Sotheby’s second top lot of the evening was Warhol’s “Jackie Frieze”, selling for $9,200,000, in the middle of its range of its estimate.  The mesmerizing acrylic and silkscreen ink on canvas 13 panel painting of Jackie Kennedy’s mourning veiled visage, captured Warhol’s twin fascination with the glamour of celebrity and the horror of tragedy.

Phillips’ sale of Contemporary Art, Part 1, on the final evening on the week’s five-day auction frenzy provided a heady mix of Pop Art’s major figures and ‘ultra-contemporary’ works from collections in the Eli Broad mould.  Of the 75 lots offered, 13 were from the last five years, 29 more from the 1990s.  Wool, Prince, Albert Oehlen, Tom Friedman, Hirst, Neo Rauch, Glenn Brown, Mike Kelley and Paul Pfeiffer supplied the heat along with the cool glamour of Warhols, Lichtensteins and Ed Ruschas in a $22.88 million payday, comfortably placed within the house’s high/low estimates.  

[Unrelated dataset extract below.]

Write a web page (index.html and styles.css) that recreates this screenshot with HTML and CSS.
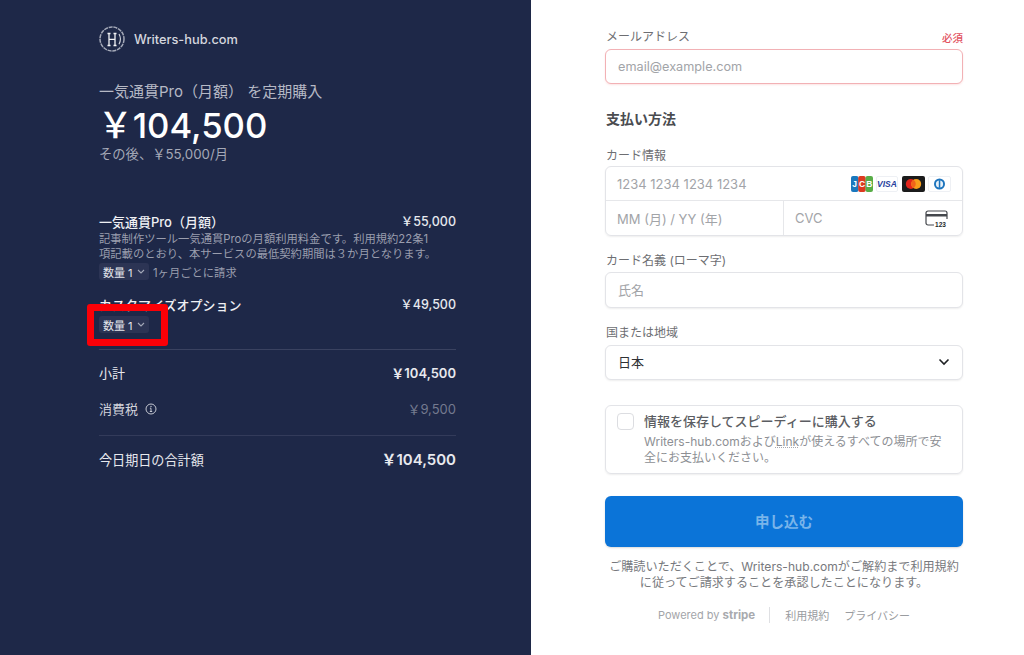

The extraordinary rise in contemporary art prices is now recognized as a solid trend rather than an aberration or blip in the curve.  It remains to be seen if and when this upward swing will reach its apex.  Nevertheless, it seems to me that the phenomenal rise of the contemporary market is likely to remain pervasive and will continue to outpace other areas of the fine art market for some years to come.  If the auctions are a barometer of the art market, an increasing ardor for edgy, contemporary work already outstrips availability. It used to be that time was a key factor in the legitimization of artworks but now it appears that the onus of historic validating is shifting from tardy museums to restive collectors and dealers no longer willing to wait in the scramble for trophies.